As to why I read it, eh? Any well-respected man, or "woman", to satisfy my required female pronoun quota, knows that their time is one of the most valuable things that they have, and that it loses all of its value whenever it is wasted. It is valuable when they use it to spend time with other people, because to spend your finite life in the company of somebody you enjoy very much shows that they care about you enough to slowly die with you. It is valuable when you use it to do good work, because then you are taking time out of your life in order to benefit others, and this is one of the most selfless and honourable things you can do. It is valuable when you spend it doing what you most want to do in life, and it loses its value when you slave away with what you hate.

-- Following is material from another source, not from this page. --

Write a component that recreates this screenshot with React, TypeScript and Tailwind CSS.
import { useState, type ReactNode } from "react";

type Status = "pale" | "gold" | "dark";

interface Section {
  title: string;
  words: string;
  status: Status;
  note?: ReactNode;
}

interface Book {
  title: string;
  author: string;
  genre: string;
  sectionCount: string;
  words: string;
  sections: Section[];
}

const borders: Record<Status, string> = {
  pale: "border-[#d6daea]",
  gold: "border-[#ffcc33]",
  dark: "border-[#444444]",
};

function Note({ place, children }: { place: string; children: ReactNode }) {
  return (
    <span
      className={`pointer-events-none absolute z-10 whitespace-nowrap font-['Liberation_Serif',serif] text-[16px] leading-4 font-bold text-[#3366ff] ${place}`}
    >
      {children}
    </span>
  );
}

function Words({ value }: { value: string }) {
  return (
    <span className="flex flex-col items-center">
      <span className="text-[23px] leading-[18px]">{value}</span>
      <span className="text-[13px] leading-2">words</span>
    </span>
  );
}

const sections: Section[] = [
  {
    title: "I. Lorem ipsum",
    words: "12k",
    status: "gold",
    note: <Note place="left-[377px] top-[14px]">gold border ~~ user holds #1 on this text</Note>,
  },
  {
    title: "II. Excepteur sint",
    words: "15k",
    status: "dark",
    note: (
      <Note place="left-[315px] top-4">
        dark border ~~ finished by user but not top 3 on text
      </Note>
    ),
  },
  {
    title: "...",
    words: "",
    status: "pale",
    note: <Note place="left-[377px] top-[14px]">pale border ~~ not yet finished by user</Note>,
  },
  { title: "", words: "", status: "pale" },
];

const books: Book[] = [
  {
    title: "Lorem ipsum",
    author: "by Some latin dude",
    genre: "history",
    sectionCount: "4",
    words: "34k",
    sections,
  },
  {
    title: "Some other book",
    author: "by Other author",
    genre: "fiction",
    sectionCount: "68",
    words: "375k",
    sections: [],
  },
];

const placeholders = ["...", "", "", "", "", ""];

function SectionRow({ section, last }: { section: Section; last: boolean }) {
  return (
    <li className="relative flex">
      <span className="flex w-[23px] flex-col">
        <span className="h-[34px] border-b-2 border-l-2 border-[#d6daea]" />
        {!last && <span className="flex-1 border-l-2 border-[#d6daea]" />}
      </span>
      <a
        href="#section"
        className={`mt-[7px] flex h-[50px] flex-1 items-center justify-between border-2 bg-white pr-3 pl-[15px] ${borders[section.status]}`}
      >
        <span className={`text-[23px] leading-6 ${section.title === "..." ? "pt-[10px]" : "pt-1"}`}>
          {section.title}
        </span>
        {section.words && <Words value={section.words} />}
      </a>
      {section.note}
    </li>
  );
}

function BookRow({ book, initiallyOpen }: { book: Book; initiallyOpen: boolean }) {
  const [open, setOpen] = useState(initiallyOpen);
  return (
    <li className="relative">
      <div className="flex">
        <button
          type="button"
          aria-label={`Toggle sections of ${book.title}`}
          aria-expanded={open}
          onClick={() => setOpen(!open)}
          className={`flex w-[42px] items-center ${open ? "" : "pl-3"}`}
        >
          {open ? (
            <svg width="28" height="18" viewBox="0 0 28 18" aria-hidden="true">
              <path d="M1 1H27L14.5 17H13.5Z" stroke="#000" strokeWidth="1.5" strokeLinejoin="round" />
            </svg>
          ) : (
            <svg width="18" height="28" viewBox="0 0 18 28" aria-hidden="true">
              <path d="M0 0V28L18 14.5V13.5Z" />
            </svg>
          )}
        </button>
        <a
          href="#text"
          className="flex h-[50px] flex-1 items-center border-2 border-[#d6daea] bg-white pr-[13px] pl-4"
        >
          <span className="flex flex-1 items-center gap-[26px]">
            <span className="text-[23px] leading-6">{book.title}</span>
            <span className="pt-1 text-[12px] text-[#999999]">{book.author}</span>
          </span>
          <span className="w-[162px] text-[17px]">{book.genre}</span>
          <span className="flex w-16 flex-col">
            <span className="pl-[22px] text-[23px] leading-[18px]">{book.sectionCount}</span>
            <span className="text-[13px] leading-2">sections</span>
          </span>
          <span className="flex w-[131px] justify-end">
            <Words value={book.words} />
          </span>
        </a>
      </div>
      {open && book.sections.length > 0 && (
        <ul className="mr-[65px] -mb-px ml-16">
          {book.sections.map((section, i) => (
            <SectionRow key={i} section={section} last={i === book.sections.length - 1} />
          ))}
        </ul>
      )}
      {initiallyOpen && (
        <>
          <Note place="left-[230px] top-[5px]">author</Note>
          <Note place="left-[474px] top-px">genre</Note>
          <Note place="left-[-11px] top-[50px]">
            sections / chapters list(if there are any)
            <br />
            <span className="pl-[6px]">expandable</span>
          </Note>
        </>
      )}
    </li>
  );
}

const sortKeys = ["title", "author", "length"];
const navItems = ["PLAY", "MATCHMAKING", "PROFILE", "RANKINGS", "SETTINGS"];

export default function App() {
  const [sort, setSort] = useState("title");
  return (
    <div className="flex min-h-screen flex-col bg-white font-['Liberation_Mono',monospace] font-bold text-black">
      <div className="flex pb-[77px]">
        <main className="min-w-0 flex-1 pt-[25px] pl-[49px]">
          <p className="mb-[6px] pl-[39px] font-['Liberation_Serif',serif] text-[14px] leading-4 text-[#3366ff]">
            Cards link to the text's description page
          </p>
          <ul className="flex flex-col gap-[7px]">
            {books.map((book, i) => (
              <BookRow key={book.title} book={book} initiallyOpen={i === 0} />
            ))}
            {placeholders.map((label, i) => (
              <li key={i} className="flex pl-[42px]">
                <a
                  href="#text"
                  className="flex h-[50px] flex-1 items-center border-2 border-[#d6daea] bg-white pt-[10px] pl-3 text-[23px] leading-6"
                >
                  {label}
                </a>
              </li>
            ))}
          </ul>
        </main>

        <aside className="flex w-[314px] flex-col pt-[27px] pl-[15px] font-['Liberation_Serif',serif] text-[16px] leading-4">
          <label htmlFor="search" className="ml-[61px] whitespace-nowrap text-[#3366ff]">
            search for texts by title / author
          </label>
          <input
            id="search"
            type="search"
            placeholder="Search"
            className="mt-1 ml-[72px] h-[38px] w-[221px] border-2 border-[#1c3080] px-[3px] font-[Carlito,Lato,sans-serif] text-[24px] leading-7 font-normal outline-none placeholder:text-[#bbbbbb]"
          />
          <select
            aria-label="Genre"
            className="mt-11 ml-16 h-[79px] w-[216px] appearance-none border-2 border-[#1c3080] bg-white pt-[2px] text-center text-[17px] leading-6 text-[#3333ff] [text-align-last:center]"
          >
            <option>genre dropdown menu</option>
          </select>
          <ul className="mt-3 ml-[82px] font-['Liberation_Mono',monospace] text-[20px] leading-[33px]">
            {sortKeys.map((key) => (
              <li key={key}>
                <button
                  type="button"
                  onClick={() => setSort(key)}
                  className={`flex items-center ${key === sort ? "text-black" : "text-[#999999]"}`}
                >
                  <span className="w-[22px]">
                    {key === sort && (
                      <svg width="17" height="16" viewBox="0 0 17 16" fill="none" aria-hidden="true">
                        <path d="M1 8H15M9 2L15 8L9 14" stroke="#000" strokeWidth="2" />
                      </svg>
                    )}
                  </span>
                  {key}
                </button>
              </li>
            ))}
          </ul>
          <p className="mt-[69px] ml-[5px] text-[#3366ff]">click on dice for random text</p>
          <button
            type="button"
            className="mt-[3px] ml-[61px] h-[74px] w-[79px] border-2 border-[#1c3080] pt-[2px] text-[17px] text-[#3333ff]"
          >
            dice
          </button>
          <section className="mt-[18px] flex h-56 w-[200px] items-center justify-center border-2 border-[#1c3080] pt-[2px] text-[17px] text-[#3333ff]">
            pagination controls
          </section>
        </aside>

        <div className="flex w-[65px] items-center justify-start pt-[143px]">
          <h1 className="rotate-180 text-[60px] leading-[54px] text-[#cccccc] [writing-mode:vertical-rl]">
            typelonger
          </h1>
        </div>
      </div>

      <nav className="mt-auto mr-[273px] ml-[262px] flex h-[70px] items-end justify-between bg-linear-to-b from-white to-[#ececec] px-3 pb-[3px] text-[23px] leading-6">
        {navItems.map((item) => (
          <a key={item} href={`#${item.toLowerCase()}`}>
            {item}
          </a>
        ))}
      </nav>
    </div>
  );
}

Time is the great equaliser between each and everybody on Earth. Everybody, rich or poor, of all races and beliefs, have the same amount of time to do something with their lives, and the same means to spend it with. While the acquisition of wealth and social status means that you can use your time to greatly expedite the process of doing good with yourself, all the opportunity in the world won't stop you from being forgotten by time if you don't use it well. And if you waste this limited amount of time that other people have by showing up late for appointments, making excuses as to why you didn't do what you said you would, and by making worthless conversation and social events for people who have better things to do, then you have shown yourself as somebody who does not appreciate not only their life, but life in general, as to waste it on petty things shows a lack of respect for it.

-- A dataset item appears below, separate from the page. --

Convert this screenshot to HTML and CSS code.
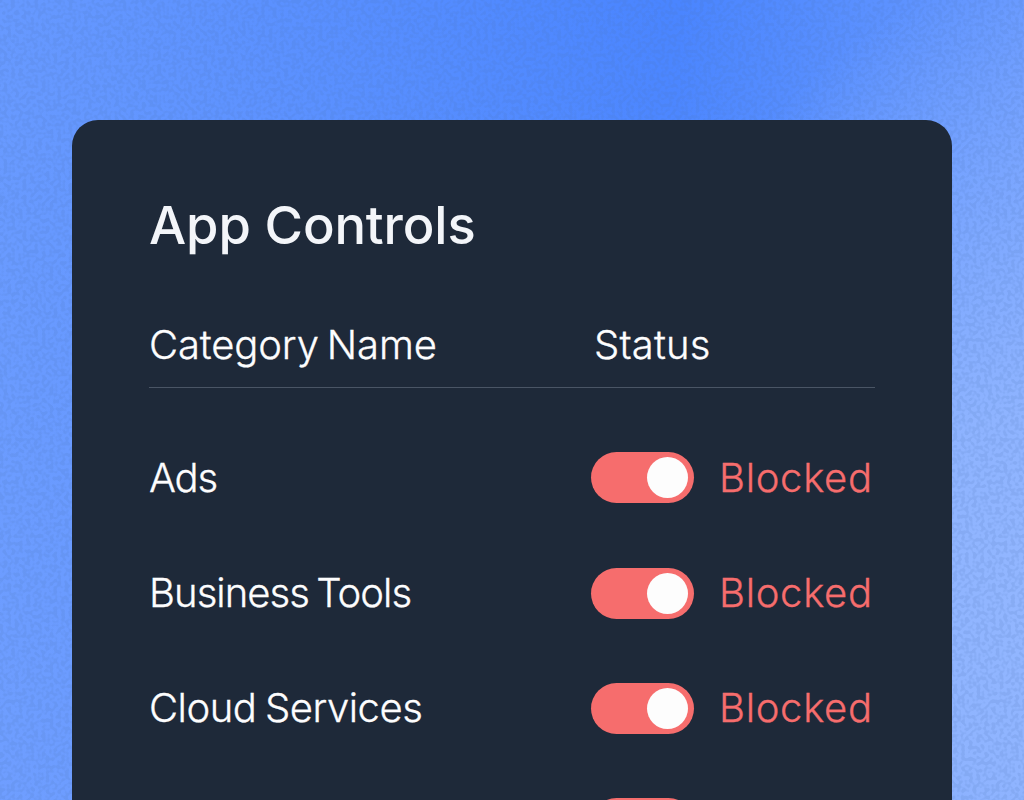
FILE: index.html
```
<!DOCTYPE html>
<html lang="en">
<head>
    <meta charset="UTF-8">
    <meta name="viewport" content="width=device-width, initial-scale=1.0">
    <title>App Controls</title>
    <link rel="stylesheet" href="styles.css">
</head>
<body>

    <!-- Grain over the blue backdrop -->
    <svg class="grain" aria-hidden="true">
        <filter id="grain" x="0" y="0" width="100%" height="100%" color-interpolation-filters="sRGB">
            <feTurbulence type="fractalNoise" baseFrequency="0.26" numOctaves="1" seed="4" />
            <feColorMatrix values="0 0 0 0 0.3  0 0 0 0 0.46  0 0 0 0 0.72  7 0 0 0 -3.1" />
        </filter>
        <rect width="100%" height="100%" filter="url(#grain)" />
    </svg>

    <main class="panel">
        <h1>App Controls</h1>

        <div class="row head">
            <span class="name category">Category Name</span>
            <span class="status">Status</span>
        </div>

        <div class="row">
            <span class="name ads">Ads</span>
            <span class="toggle"></span>
            <span class="label">Blocked</span>
        </div>
        <div class="row">
            <span class="name business">Business Tools</span>
            <span class="toggle"></span>
            <span class="label">Blocked</span>
        </div>
        <div class="row">
            <span class="name cloud">Cloud Services</span>
            <span class="toggle"></span>
            <span class="label">Blocked</span>
        </div>
        <div class="row">
            <span class="name"></span>
            <span class="toggle"></span>
        </div>
    </main>

</body>
</html>
```
FILE: styles.css
```
* {
    box-sizing: border-box;
}

body {
    margin: 0;
    height: 100vh;
    overflow: hidden;
    font-family: Inter, "Liberation Sans", sans-serif;
    font-weight: 300;
    color: #fdfdfe;
    background:
        radial-gradient(ellipse 400px 620px at 1024px 600px, #92b6ff 0%, rgba(146, 182, 255, 0.9) 30%, rgba(146, 182, 255, 0) 100%),
        linear-gradient(0deg, rgba(130, 170, 255, 0.35) 0, rgba(130, 170, 255, 0) 100%),
        linear-gradient(93deg, #6799ff 0, #4a85ff 62%, #4a85ff 64%, #6c9cff 100%);
}

/* Fine noise behind the panel */
.grain {
    position: absolute;
    top: 0;
    left: 0;
    width: 100%;
    height: 100%;
    opacity: 0.14;
}

.panel {
    position: relative;
    width: 880px;
    height: calc(100vh - 120px);
    margin: 120px auto 0;
    padding: 73px 77px 0;
    background: #1e2939;
    border-radius: 26px 26px 0 0;
    overflow: hidden;
}

h1 {
    margin: 0;
    height: 65px;
    font-size: 52.5px;
    line-height: 64px;
    font-weight: 550;
    letter-spacing: -0.15px;
    color: #f3f5f9;
    white-space: nowrap;
}

.row {
    display: flex;
    align-items: center;
    height: 115.2px;
    font-size: 40px;
    line-height: 50px;
    white-space: nowrap;
    -webkit-text-stroke: 0.3px currentColor;
}

.row.head {
    align-items: flex-start;
    height: 130px;
    margin-bottom: 32.3px;
    padding-top: 62px;
    border-bottom: 1px solid #4a5565;
}

.name {
    width: 442px;
}

.category {
    letter-spacing: -0.15px;
    word-spacing: -3px;
}

.ads {
    letter-spacing: -1.2px;
}

.business {
    letter-spacing: -0.95px;
    word-spacing: -3px;
}

.cloud {
    letter-spacing: -0.5px;
    word-spacing: -2px;
}

.status {
    margin-left: 3px;
    letter-spacing: 0.15px;
}

/* Switch in the blocked position */
.toggle {
    display: flex;
    align-items: center;
    justify-content: flex-end;
    width: 102.5px;
    height: 51px;
    padding-right: 5.2px;
    background: #f66d6d;
    border-radius: 26px;
}

.toggle::after {
    content: "";
    width: 41px;
    height: 41px;
    background: #fdfdfd;
    border-radius: 50%;
}

.label {
    margin-left: 25.5px;
    letter-spacing: 0.7px;
    color: #f66d6d;
}
```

If you've already read this book (not bloody likely), then you'll notice I'm cribbing some ideas from it. While this is true, this wasn't my first foray into learning about how important time is, and how to make the most of it. I've already learned a great deal about this subject from Art of Manliness, most of which from A Man Is Punctual: The Importance of Being on Time. The title is as bland as corn wheats, but given that I'm a man who, and you know this if you've read any of my reviews, doesn't fuck with any old random trash that I pick up off the street, you know that if I'm recommending it then it's an article damn worth reading.

There is actually a quote from the book in that article, and one of the more important quotes, though rarely has anybody ever went out and decided to spend the next few hours of their life reading something based on a quote they spent ten seconds reading. It was instead the "How to Live on 24 Hours a Day" article, which contains a full copy of this public domain book, that caused me to read it. Granted, I read it during a not too interesting lecture about violence in the Middle East, so the ideas barely registered with me.

Now I'm revisiting the ideas, and talking about how solid the dick can be, as opposed to the literal solid dick which I spent 15 minutes an hour two hours fawning over while taking a break from this article. Well, how solid can the dick be? Simply join bangbros.com read the article to find out, even though if you've read this far, you are probably already inclined to read the article, so as to why I'm suggesting that you do this late into the review is like trying to sell you paint after you decked out your house in rainbow colours, like that Russian billionaire who decked out his house in rainbow colours, or my mom.

How it works:

Remember when self-help books weren't a pile of dopamine-addled paper-bound feel-goods trying to teach you magic bullets on how to live your life? Remember when we had books that were meant to be digested and not just skimmed through as you try to find that One Weird Trick that will cause your life to suddenly turn around and be extraordinary? If you're ninety years old, maybe, but otherwise unlikely. I think it's said wonders about the downfall of our culture when we produce books that are not meant to be read, but instead meant to be recommended to a populace who will pump and dump it without understanding the ideas within. They might read the headlines, but not the content, which incidentally is why Buzzfeed is more popular than Polio.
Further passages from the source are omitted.